Suddenly, the door flew open. It was the receptionist. With wide eyes, she pointed her skinny finger at Ovie as she yelled, “I told you they were gay!”
Behind her, two police men rushed into the room. One of them – tall, with an oval shaped face and three horizontal slashes on each cheek – said, “You’re under arrest.”
“Please sir,” begged Chike with his two hands in the air. He got on his knees begging.
Ovie crawled out from the bed, begging, “Please, forgive us.”
On his knees, Chike said, “We’ll do anything, sir.”
The woman was glowering at them.
The other police officer – short with a big belly and a thick moustache – said, “Homosexuality is against the law. Fourteen years imprisonment, how do you intend to avoid this?”
“We can pay you,” said Chike.
The police officers shared glances. One of them said, “Fourteen thousand Naira.”
“Ah,” shouted Chike.
“Please sir, that’s too much,” murmured Ovie.
Chike looked at Ovie. His eyes filled with tears. He said, “We can split it, seven thousand naira each.”
The tall officer said, “Are you mad?” He swung his arm and smacked Chike’s face. The loud clap filled the room, echoed through the hallway. It was so hard, Chike fell on the carpet. This tall man, glaring at them, said, “We’re asking for fourteen thousand Naira each.”
“Ah-beg sir, I don’t have that kind of money,” said Chike, still on the ground.
“We’ll drag you to the police station naked.”
The short officer asked Ovie, “Are you going to pay us? Or do you want to go to jail naked too?”
The tall officer said, “This one wan go jail. You saw how he set his behind up.”

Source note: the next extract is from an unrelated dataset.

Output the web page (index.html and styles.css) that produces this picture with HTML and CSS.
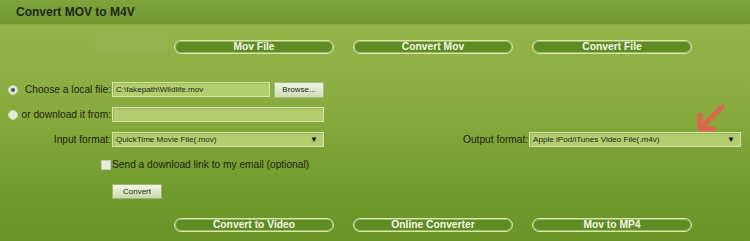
FILE: index.html
```html
<!DOCTYPE html>
<html lang="en">
<head>
    <meta charset="UTF-8">
    <title>Convert MOV to M4V</title>
    <link rel="stylesheet" href="styles.css">
</head>
<body>
    <div class="panel">
        <div class="header">
            <h1>Convert MOV to M4V</h1>
        </div>

        <div class="nav top-nav">
            <span class="ghost"></span>
            <a class="pill">Mov File</a>
            <a class="pill">Convert Mov</a>
            <a class="pill">Convert File</a>
        </div>

        <div class="form">
            <div class="row">
                <div class="label"><span class="radio checked"></span><span>Choose a local file:</span></div>
                <div class="field short">C:\fakepath\Wildlife.mov</div>
                <div class="browse">Browse...</div>
            </div>
            <div class="row">
                <div class="label"><span class="radio"></span><span>or download it from:</span></div>
                <div class="field wide"></div>
            </div>
            <div class="row formats">
                <div class="label end">Input format:</div>
                <div class="field wide select">QuickTime Movie File(.mov)<span class="caret">&#9660;</span></div>
                <div class="out-label">Output format:</div>
                <div class="field wide select">Apple iPod/iTunes Video File(.m4v)<span class="caret">&#9660;</span></div>
                <svg class="pointer" width="32" height="32" viewBox="0 0 32 32">
                    <path d="M28 3 L8 23 M6 11 L6 25 L20 25" fill="none" stroke="#e0654e" stroke-width="5" stroke-linecap="round" stroke-linejoin="round"/>
                </svg>
            </div>
            <div class="row check-row">
                <span class="checkbox"></span><span>Send a download link to my email (optional)</span>
            </div>
            <div class="row submit-row">
                <div class="convert">Convert</div>
            </div>
        </div>

        <div class="nav bottom-nav">
            <a class="pill">Convert to Video</a>
            <a class="pill">Online Converter</a>
            <a class="pill">Mov to MP4</a>
        </div>
    </div>
</body>
</html>
```

FILE: styles.css
```css
:root {
    --text-dark: #1c2610;
    --pill-fill: #5e8b22;
    --pill-line: #d9e8b0;
    --field-bg: #b3cd70;
    --field-line: #d6e6a4;
}

body {
    margin: 0;
    font-family: "Liberation Sans", Arial, sans-serif;
    color: var(--text-dark);
}

.panel {
    width: 750px;
    height: 241px;
    overflow: hidden;
    position: relative;
    background: linear-gradient(180deg, #97b84c 0%, #88ab3f 45%, #709a2c 80%, #6a9428 100%);
}

.header {
    height: 23px;
    background: linear-gradient(180deg, #7ea43c 0%, #71992f 100%);
    box-shadow: 0 1px 1px rgba(60, 90, 20, 0.35);
    display: flex;
    align-items: center;
    padding-left: 16px;
}

.header h1 {
    margin: 0;
    font-size: 12px;
    font-weight: bold;
    color: #1e2812;
}

.nav {
    display: flex;
    gap: 19px;
    padding-left: 174px;
}

.top-nav {
    margin-top: 17px;
    position: relative;
}

.ghost {
    position: absolute;
    left: 95px;
    top: -7px;
    width: 73px;
    height: 22px;
    background: rgba(255, 255, 255, 0.04);
}

.bottom-nav {
    margin-top: 19px;
}

.pill {
    box-sizing: border-box;
    width: 160px;
    height: 14px;
    border: 1px solid var(--pill-line);
    box-shadow: inset 0 0 0 1px rgba(220, 235, 180, 0.5);
    border-radius: 8px;
    background: var(--pill-fill);
    color: #f4f8e6;
    font-size: 10.3px;
    font-weight: bold;
    line-height: 12px;
    text-align: center;
}

.form {
    margin-top: 28px;
    display: flex;
    flex-direction: column;
}

.row {
    display: flex;
    align-items: center;
    height: 15px;
    font-size: 10.2px;
}

.row + .row {
    margin-top: 10px;
}

.label {
    box-sizing: border-box;
    width: 112px;
    padding-left: 8px;
    padding-right: 1px;
    display: flex;
    align-items: center;
    justify-content: space-between;
    white-space: nowrap;
}

.label.end {
    justify-content: flex-end;
}

.radio {
    width: 8px;
    height: 8px;
    border-radius: 50%;
    background: #e3ebd8;
    border: 1px solid #c9d6b6;
    position: relative;
}

.radio.checked::after {
    content: "";
    position: absolute;
    left: 2px;
    top: 2px;
    width: 4px;
    height: 4px;
    border-radius: 50%;
    background: #4a4f6a;
}

.field {
    box-sizing: border-box;
    height: 15px;
    background: var(--field-bg);
    border: 1px solid var(--field-line);
    box-shadow: inset 1px 1px 0 rgba(120, 150, 60, 0.4);
    font-size: 8.1px;
    line-height: 13px;
    padding-left: 3px;
    white-space: nowrap;
}

.field.short {
    width: 158px;
}

.field.wide {
    width: 212px;
}

.select {
    display: flex;
    justify-content: space-between;
    padding-right: 5px;
}

.caret {
    font-size: 8px;
    color: #111;
}

.browse {
    box-sizing: border-box;
    margin-left: 4px;
    width: 50px;
    height: 16px;
    background: linear-gradient(180deg, #eef3e2 0%, #cfdcb6 100%);
    border: 1px solid #a8b98a;
    font-size: 8px;
    line-height: 14px;
    text-align: center;
}

.formats {
    position: relative;
    margin-top: 11px;
}

.out-label {
    margin-left: 139px;
    width: 66px;
    white-space: nowrap;
}

.pointer {
    position: absolute;
    left: 694px;
    top: -28px;
}

.check-row {
    padding-left: 101px;
    margin-top: 9px;
}

.checkbox {
    box-sizing: border-box;
    width: 10px;
    height: 10px;
    margin-right: 1px;
    background: #e6ebe0;
    border: 1px solid #c3cdb3;
}

.submit-row {
    padding-left: 112px;
    height: 16px;
}

.row.submit-row {
    margin-top: 11px;
}

.convert {
    box-sizing: border-box;
    width: 50px;
    height: 15px;
    background: linear-gradient(180deg, #f3f6e8 0%, #c9d8ac 100%);
    border: 1px solid #9fb27e;
    font-size: 8px;
    line-height: 13px;
    text-align: center;
}
```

Ovie envisioned how his mother would react. Would she bail him out? His father would disown him. Just to stop that from happening, he said, “I can pay.”
The officers hurled affronts at Ovie as he got dressed. The short officer snatched Ovie’s phone from his hand. The tall one insisted to keep an eye on Chike while the short officer escorted Ovie to the nearest cashpoint. They walked out of the hotel, under the scorching sun. Ovie endured more insults as they waited for a bus.
He contemplated running but the officer said, “We have your address. I have your phone, I can call your parents.”
The bus swung by, with a man yelling, “Oshodi” as he stuck half his body out of the vehicle. The two hopped in and together they went to the nearest bank, where Ovie withdrew fourteen thousand Naira.
Shortly afterwards, the officer returned to the hotel. The receptionist asked, “Did he pay you?”
Wearing a broad grin, the officer replied, “Of course.”
Chike was seated, fully clothed, at the reception. He had a bottle of coca cola in his hand. Next to him was the tall officer nursing a bottle of Guinness.
The short officer handed money to the receptionist. “Two thousand Naira,” he said.
He walked towards Chike and the tall officer, counting the money in his hand. He said, “Take your four thousand.”
Chike collected the money. Looking at the screen of his phone, at a gay app, he said, “I’m bringing another one this evening.”